Sometimes while she was still a child, her speech fell into quaint and strikingly expressive forms. Once—aged nine or ten—she came to her mother’s room when her sister Jean was a baby and said Jean was crying in the nursery, and asked if she might ring for the nurse. Her mother asked,

“Is she crying hard?”—meaning cross, ugly.

“Well, no, mamma. It is a weary, lonesome cry.”

It is a pleasure to me to recall various incidents which reveal the delicacies of feeling which were so considerable a part of her budding character. Such a revelation came once in a way which, while creditable to her heart, was defective in another direction. She was in her eleventh year, then. Her mother had been making the Christmas purchases, and she allowed Susy to see the presents which were for Patrick’s children. Among these was a handsome sled for Jimmy, on which a stag was painted; also, in gilt capitals the word “DEER.” Susy was excited and joyous over everything until she came to this sled. Then she became sober and silent—yet the sled was the choicest of all the gifts. Her mother was surprised, and also disappointed, and said,

“Why Susy, doesn’t it please you? Isn’t it fine?”

Susy hesitated, and it was plain that she did not want to say the thing that was in her mind. However, being urged, she brought it haltingly out:

“Well, mamma, it
is
fine, and of course it
did
cost a good deal—but—but—why should that be mentioned?”

Seeing that she was not understood, she reluctantly pointed to that word “DEER.” It was her orthography that was at fault, not her heart. She had inherited both from her mother.

The ability to spell is a natural gift. The person not born with it can never become perfect in it. I was always able to spell correctly. My wife, and her sister, Mrs. Crane, were always bad spellers. Once when Clara was a little chap, her mother was away from home for a few days, and Clara wrote her a small letter every day. When her mother returned, she praised Clara’s letters. Then she said, “But in one of them, Clara, you spelled a word wrong.”

Clara said, with quite unconscious brutality, “Why mamma, how did
you
know?”

1869

More than a quarter of a century has elapsed, and Mrs. Crane is under our roof here in New York, for a few days. Her head is white now, but she is as pretty and winning and sweet as she was in those ancient times at her Quarry Farm, where she was an idol and the rest of us were the worshippers. Her gift of imperfect orthography remains unimpaired. She writes a great many letters. This was always a passion of hers. She was never able to live happily unless she could see that incomparable orthography flowing from her pen. Yesterday she asked me how to spell New Jersey, and I knew by her look, after she got the information, that she was regretting she hadn’t asked somebody years ago. The miracles which she and her sister, Mrs.

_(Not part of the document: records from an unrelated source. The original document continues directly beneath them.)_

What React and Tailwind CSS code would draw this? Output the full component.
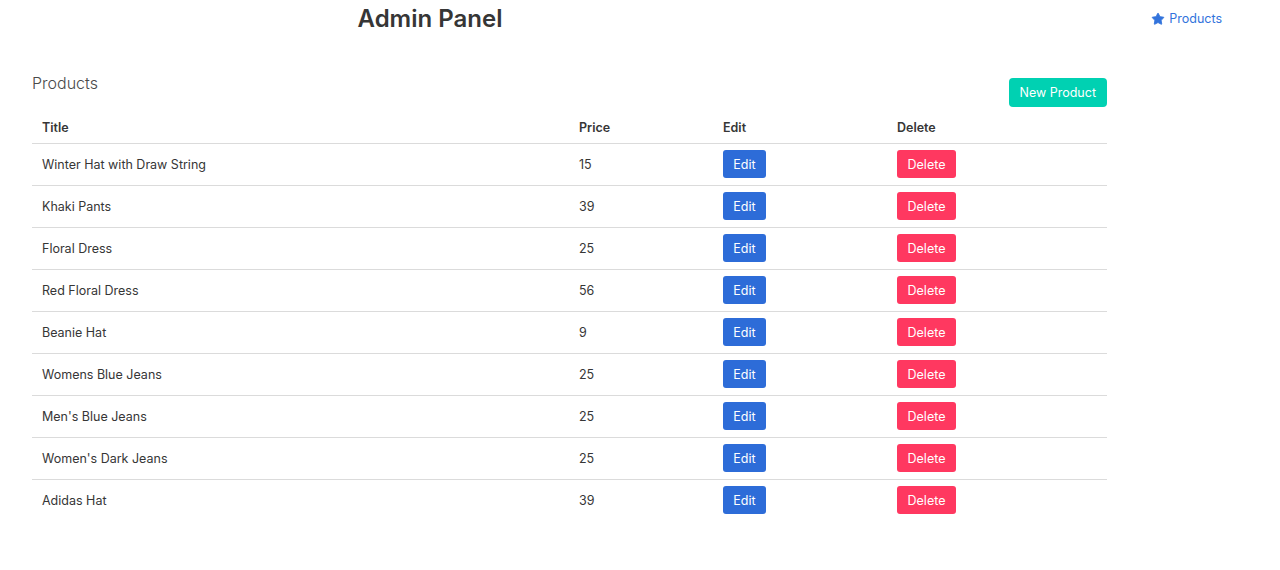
import { Star } from "lucide-react";

const products = [
    { title: "Winter Hat with Draw String", price: 15 },
    { title: "Khaki Pants", price: 39 },
    { title: "Floral Dress", price: 25 },
    { title: "Red Floral Dress", price: 56 },
    { title: "Beanie Hat", price: 9 },
    { title: "Womens Blue Jeans", price: 25 },
    { title: "Men's Blue Jeans", price: 25 },
    { title: "Women's Dark Jeans", price: 25 },
    { title: "Adidas Hat", price: 39 },
];

export default function App() {
    return (
        <div className="min-h-[570px] bg-white text-[#363636] font-['Inter',sans-serif]">
            {/* Header */}
            <header className="flex items-center h-[38px]">
                <h1 className="w-[860px] text-center text-[24px] font-semibold leading-none text-[#363636]">
                    Admin Panel
                </h1>
                <a href="#" className="ml-auto mr-[58px] flex items-center gap-[4px] text-[12.5px] text-[#3273dc]">
                    <Star size={14} fill="#3273dc" strokeWidth={1.5} />
                    Products
                </a>
            </header>

            <main className="pt-[35px] pl-[32px] w-[1107px]">
                <div className="flex justify-between items-start">
                    <h2 className="text-[16px] leading-[20px] font-light text-[#4a4a4a]">Products</h2>
                    <button className="mt-[5px] h-[29px] pt-px px-[11px] rounded-[4px] bg-[#00d1b2] text-white text-[12.5px]">
                        New Product
                    </button>
                </div>

                <table className="mt-[5px] w-full border-collapse text-[12.5px]">
                    <thead>
                        <tr className="border-b border-[#dbdbdb] h-[31px] text-left">
                            <th className="w-[537px] pl-[10px] pt-[2px] font-semibold">Title</th>
                            <th className="w-[144px] pl-[10px] pt-[2px] font-semibold">Price</th>
                            <th className="w-[174px] pl-[10px] pt-[2px] font-semibold">Edit</th>
                            <th className="pl-[10px] pt-[2px] font-semibold">Delete</th>
                        </tr>
                    </thead>
                    <tbody>
                        {products.map((p, i) => (
                            <tr
                                key={p.title}
                                className={`h-[42px] ${i < products.length - 1 ? "border-b border-[#dbdbdb]" : ""}`}
                            >
                                <td className="pl-[10px] pt-[2px]">{p.title}</td>
                                <td className="pl-[10px] pt-[2px]">{p.price}</td>
                                <td className="pl-[10px]">
                                    <button className="h-[28px] w-[43px] pt-[2px] rounded-[3px] bg-[#2d6cd8] text-white">Edit</button>
                                </td>
                                <td className="pl-[10px]">
                                    <button className="h-[28px] w-[59px] pt-[2px] rounded-[3px] bg-[#ff3860] text-white">Delete</button>
                                </td>
                            </tr>
                        ))}
                    </tbody>
                </table>
            </main>
        </div>
    );
}
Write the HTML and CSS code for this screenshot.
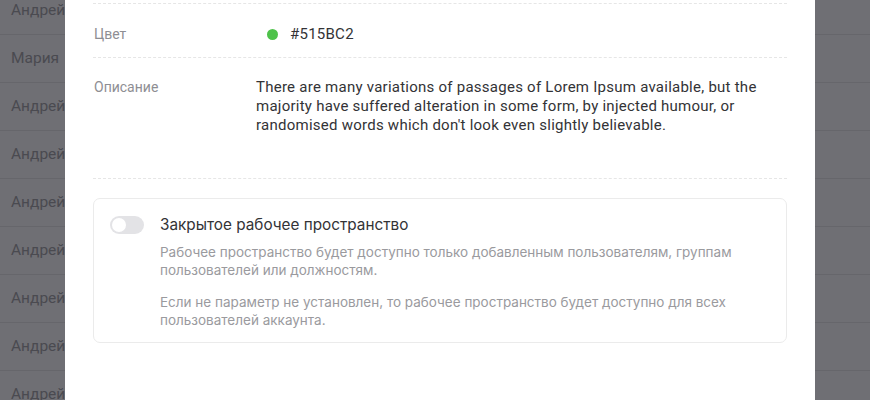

Clemens, were
able to perform without help of dictionary or spelling book, are incredible. During the year of my engagement—1869—while I was out on the lecture platform, the daily letter that came for me generally brought me news from the front—by which expression I refer to the internecine war that was always going on in a friendly way between these two orthographists about the spelling of words. One of these words was scissors. They never seemed to consult a dictionary; they always wanted something or somebody that was more reliable. Between them, they had spelled scissors in seven different ways, a feat which I am certain no person now living, educated or uneducated, can match. I have forgotten how I was required to say which of the seven ways was the right one. I couldn’t do it. If there had been fourteen ways, none of them would have been right. I remember only one of the instances offered—the other six have passed from my memory. That one was “sicisiors.” That way of spelling it looked so reasonable—so plausible, to the discoverer of it, that I was hardly believed when I decided against it. Mrs. Crane keeps by her, to this day, a little book of about thirty pages of note-paper, on which she has written, in a large hand, words which she needs to use in her letters every day—words which the cat could spell without prompting or tuition, and yet are words which Mrs. Crane never allows herself to risk upon paper without looking at that vocabulary of hers, each time, to make certain.

During my engagement year, thirty-seven years ago, a considerable company of young people amused themselves in the Langdon homestead one night with the game of “Verbarium,” which was brand-new at the time and very popular. A text-word was chosen and each person wrote that word in large letters across the top of a sheet of paper, then sat with pencil in hand and ready to begin as soon as game was called. The player could begin with the first letter of that text-word and build words out of the text-word during two minutes by the watch. But he must not use a letter that was not
in
the text-word and he must not use any letter in the text-word twice, unless the letter occurred twice in the text-word. I remember the first bout that we had at that game. The text-word was
California
. When game was called everybody began to set down words as fast as he could make his pencil move—“corn,” “car,” “cone,” and so on, digging out the shortest words first because they could be set down more quickly than the longer ones. When the two minutes were up, the scores were examined, and the prize went to the person who had achieved the largest number of words. The good scores ranged along between thirty and fifty or sixty words. But Mrs. Crane would not allow her score to be examined. She was plainly doubtful about getting that prize. But when persuasion failed to avail we chased her about the place, captured her and took her score away from her by force. She had achieved only one word, and that was
calf
—which she had spelled “caff.” And she never would have gotten even that one word honestly—she had to introduce a letter that didn’t belong in the text-word in order to get it.

Tuesday, February 6, 1906

Playing “The Prince and the Pauper”—Acting charades, etc.

When Susy was twelve and a half years old, I took to the platform again, after a long absence from it, and raked the country for four months in company with George W. Cable. Early in
November we gave a reading one night in Chickering Hall, in New York, and when I was walking home in a dull gloom of fog and rain I heard one invisible man say to another invisible man, this, in substance: “General Grant has actually concluded to write his autobiography.” That remark gave me joy, at the time, but if I had been struck by lightning in place of it, it would have been better for me and mine. However, that is a long story, and this is not the place for it.